Correspondingly, regarding the differences between the mounting steps in detail of the Step 401 to Step 404 and Step 501 to Step 504, the specific explanation to it will not be performed, and in more of the actual situation, more reasonable adjustment and application may be carried out according to the adaptation degree of the processing production line of each manufacturer.

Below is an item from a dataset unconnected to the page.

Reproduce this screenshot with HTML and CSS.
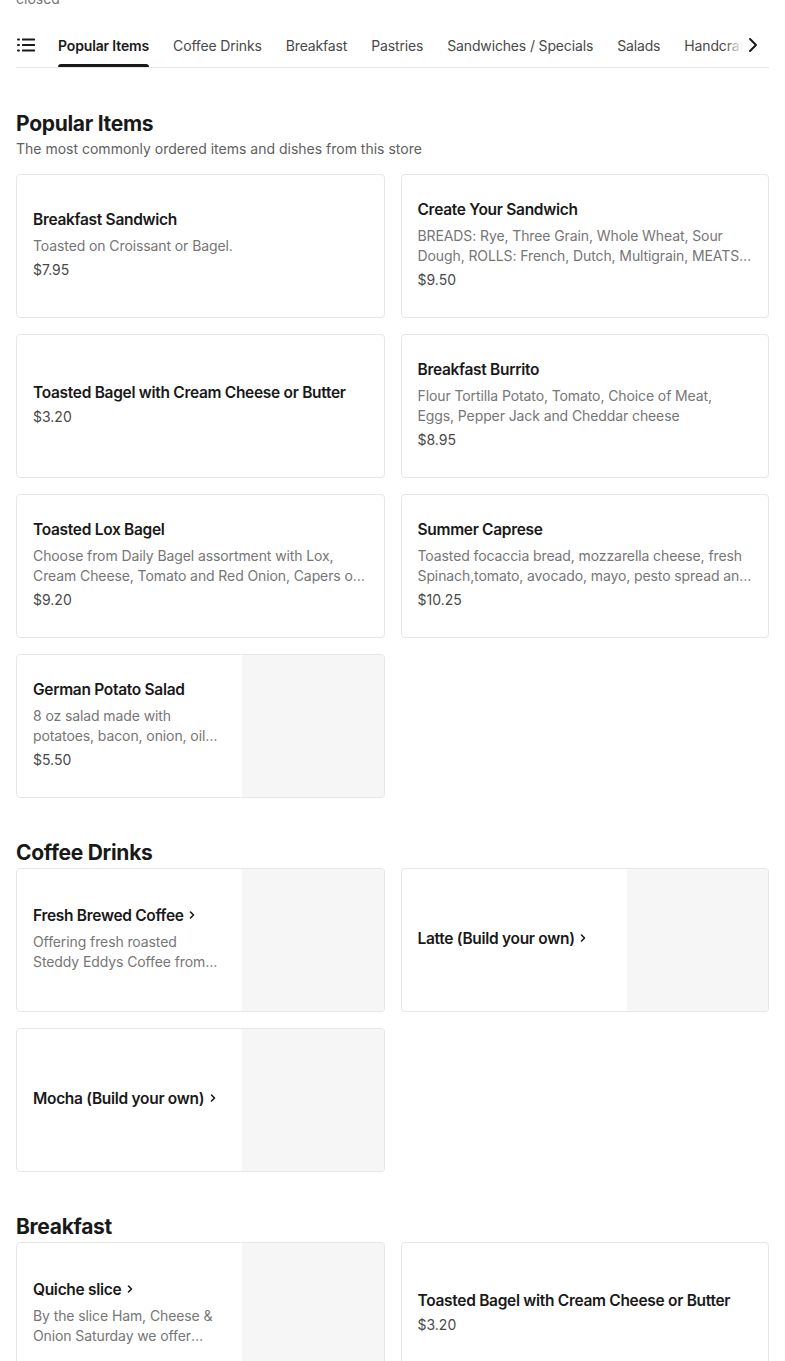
FILE: index.html
```html
<!DOCTYPE html>
<html>
<head>
<meta charset="utf-8">
<link rel="stylesheet" href="styles.css">
</head>
<body>
<div class="page">
  <div class="status">closed</div>
  <nav class="tabbar">
    <span class="menu-icon">
      <svg width="20" height="20" viewBox="0 0 20 20"><g fill="#191919"><rect x="1" y="3.5" width="3" height="2" rx="1"/><rect x="1" y="9" width="3" height="2" rx="1"/><rect x="1" y="14.5" width="3" height="2" rx="1"/><rect x="6" y="3.5" width="13" height="2" rx="0.5"/><rect x="6" y="9" width="13" height="2" rx="0.5"/><rect x="6" y="14.5" width="13" height="2" rx="0.5"/></g></svg>
    </span>
    <div class="tabs">
      <span class="tab active">Popular Items</span>
      <span class="tab">Coffee Drinks</span>
      <span class="tab">Breakfast</span>
      <span class="tab">Pastries</span>
      <span class="tab">Sandwiches / Specials</span>
      <span class="tab">Salads</span>
      <span class="tab">Handcrafted Drinks</span>
    </div>
    <span class="tab-next">
      <svg width="14" height="16" viewBox="0 0 14 16"><path d="M4 2 L10 8 L4 14" fill="none" stroke="#191919" stroke-width="2" stroke-linecap="round" stroke-linejoin="round"/></svg>
    </span>
  </nav>

  <section class="section first">
    <h2 class="section-title">Popular Items</h2>
    <p class="section-sub">The most commonly ordered items and dishes from this store</p>
    <div class="grid">
      <div class="card"><div class="info">
        <div class="title">Breakfast Sandwich</div>
        <div class="desc">Toasted on Croissant or Bagel.</div>
        <div class="price">$7.95</div>
      </div></div>
      <div class="card"><div class="info">
        <div class="title">Create Your Sandwich</div>
        <div class="desc">BREADS: Rye, Three Grain, Whole Wheat, Sour Dough, ROLLS: French, Dutch, Multigrain, MEATS: Turkey, Ham, Roast Beef, Salami</div>
        <div class="price">$9.50</div>
      </div></div>
      <div class="card"><div class="info">
        <div class="title">Toasted Bagel with Cream Cheese or Butter</div>
        <div class="price">$3.20</div>
      </div></div>
      <div class="card"><div class="info">
        <div class="title">Breakfast Burrito</div>
        <div class="desc">Flour Tortilla Potato, Tomato, Choice of Meat, Eggs, Pepper Jack and Cheddar cheese</div>
        <div class="price">$8.95</div>
      </div></div>
      <div class="card"><div class="info">
        <div class="title">Toasted Lox Bagel</div>
        <div class="desc">Choose from Daily Bagel assortment with Lox, Cream Cheese, Tomato and Red Onion, Capers on the side</div>
        <div class="price">$9.20</div>
      </div></div>
      <div class="card"><div class="info">
        <div class="title">Summer Caprese</div>
        <div class="desc">Toasted focaccia bread, mozzarella cheese, fresh Spinach,tomato, avocado, mayo, pesto spread and balsamic glaze</div>
        <div class="price">$10.25</div>
      </div></div>
      <div class="card with-img"><div class="info">
        <div class="title">German Potato Salad</div>
        <div class="desc">8 oz salad made with potatoes, bacon, onion, oil and vinegar</div>
        <div class="price">$5.50</div>
      </div><div class="img"></div></div>
    </div>
  </section>

  <section class="section">
    <h2 class="section-title">Coffee Drinks</h2>
    <div class="grid">
      <div class="card with-img"><div class="info">
        <div class="title">Fresh Brewed Coffee <span class="chev"><svg width="8" height="10" viewBox="0 0 8 10"><path d="M2.5 2 L5.5 5 L2.5 8" fill="none" stroke="#191919" stroke-width="1.6" stroke-linecap="round" stroke-linejoin="round"/></svg></span></div>
        <div class="desc">Offering fresh roasted Steddy Eddys Coffee from Ithaca, NY</div>
      </div><div class="img"></div></div>
      <div class="card with-img"><div class="info">
        <div class="title">Latte (Build your own) <span class="chev"><svg width="8" height="10" viewBox="0 0 8 10"><path d="M2.5 2 L5.5 5 L2.5 8" fill="none" stroke="#191919" stroke-width="1.6" stroke-linecap="round" stroke-linejoin="round"/></svg></span></div>
      </div><div class="img"></div></div>
      <div class="card with-img"><div class="info">
        <div class="title">Mocha (Build your own) <span class="chev"><svg width="8" height="10" viewBox="0 0 8 10"><path d="M2.5 2 L5.5 5 L2.5 8" fill="none" stroke="#191919" stroke-width="1.6" stroke-linecap="round" stroke-linejoin="round"/></svg></span></div>
      </div><div class="img"></div></div>
    </div>
  </section>

  <section class="section">
    <h2 class="section-title">Breakfast</h2>
    <div class="grid">
      <div class="card with-img"><div class="info">
        <div class="title">Quiche slice <span class="chev"><svg width="8" height="10" viewBox="0 0 8 10"><path d="M2.5 2 L5.5 5 L2.5 8" fill="none" stroke="#191919" stroke-width="1.6" stroke-linecap="round" stroke-linejoin="round"/></svg></span></div>
        <div class="desc">By the slice Ham, Cheese &amp; Onion Saturday we offer Spinach and Feta</div>
      </div><div class="img"></div></div>
      <div class="card"><div class="info">
        <div class="title">Toasted Bagel with Cream Cheese or Butter</div>
        <div class="price">$3.20</div>
      </div></div>
    </div>
  </section>
</div>
</body>
</html>
```

FILE: styles.css
```css
* { box-sizing: border-box; }
html, body { margin: 0; padding: 0; background: #fff; }
body {
  font-family: Inter, "Noto Sans", "Liberation Sans", sans-serif;
  color: #191919;
  overflow: hidden;
}
.page { padding: 0 16px; }
.status {
  margin-top: -11px;
  font-size: 14px;
  line-height: 20px;
  color: #767676;
}
.tabbar {
  position: relative;
  display: flex;
  align-items: center;
  height: 45px;
  margin-top: 14px;
  border-bottom: 1px solid #e7e7e7;
}
.menu-icon { display: flex; width: 20px; height: 20px; flex: none; }
.tabs {
  display: flex;
  gap: 24px;
  margin-left: 22px;
  height: 100%;
  overflow: hidden;
  white-space: nowrap;
  flex: 1;
}
.tab {
  position: relative;
  display: flex;
  align-items: center;
  height: 100%;
  font-size: 14px;
  color: #494949;
  letter-spacing: -0.15px;
}
.tab.active { color: #191919; font-weight: 600; }
.tab.active::after {
  content: "";
  position: absolute;
  left: 0; right: 0; bottom: -1px;
  height: 4px;
  background: #191919;
  border-radius: 3px 3px 0 0;
}
.tab-next {
  position: absolute;
  right: 0; top: 0; bottom: 1px;
  width: 44px;
  display: flex;
  align-items: center;
  justify-content: center;
  background: linear-gradient(to right, rgba(255,255,255,0), #fff 40%);
}
.tab-next svg { margin-left: 12px; }

.section { margin-top: 40px; }
.section.first { margin-top: 41px; }
.section-title {
  margin: 0;
  font-size: 21px;
  line-height: 30px;
  font-weight: 700;
  letter-spacing: -0.3px;
}
.section-sub {
  margin: 0 0 15px;
  font-size: 14px;
  line-height: 20px;
  color: #606060;
}
.grid {
  display: grid;
  grid-template-columns: 1fr 1fr;
  gap: 16px;
}
.card {
  display: flex;
  height: 144px;
  border: 1px solid #e7e7e7;
  border-radius: 4px;
  overflow: hidden;
  background: #fff;
}
.info {
  flex: 1;
  min-width: 0;
  padding: 0 16px 2px;
  display: flex;
  flex-direction: column;
  justify-content: center;
}
.with-img .info { flex: none; width: 225px; }
.img { flex: 1; background: #f6f6f6; }
.title {
  font-size: 15.5px;
  line-height: 20px;
  font-weight: 600;
  letter-spacing: -0.3px;
  white-space: nowrap;
}
.chev { display: inline-block; vertical-align: middle; margin-left: 1px; position: relative; top: -1px; }
.desc {
  margin-top: 6px;
  font-size: 14px;
  line-height: 20px;
  color: #767676;
  display: -webkit-box;
  -webkit-box-orient: vertical;
  -webkit-line-clamp: 2;
  overflow: hidden;
  letter-spacing: -0.1px;
}
.price {
  margin-top: 4px;
  font-size: 14px;
  line-height: 20px;
  color: #494949;
}
```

In the present embodiment, the protruding pin 231 is set on the middle seat, and the middle seat 2 is fixed on the PCB board 3 through the cooperation of the protruding pin 231 and the positioning hole 31, the boss is set on the BOSA device 1; the snap-fit hole is set on the middle seat 2, and through the cooperation of the boss and the snap-fit hole, the BOSA device 1 is fixed on the middle seat 2, which can avoid the occurrence of the situation of alignment deflection, In addition, such fixing mode does not need to be connected through viscose, without baking and curing, and the mounting mode is simple, whereby rapid mounting can be achieved, and the purpose of quickly, accurately, and firmly fixing the BOSA device 1 on the PCB board 3 can be achieved.

The foregoing embodiments are merely preferred embodiments of the present disclosure, and are not intended to limit the present disclosure, any modifications, equivalent replacements, improvements, etc. made within the spirit and principles of the present disclosure shall be included within the scope of protection of present disclosure.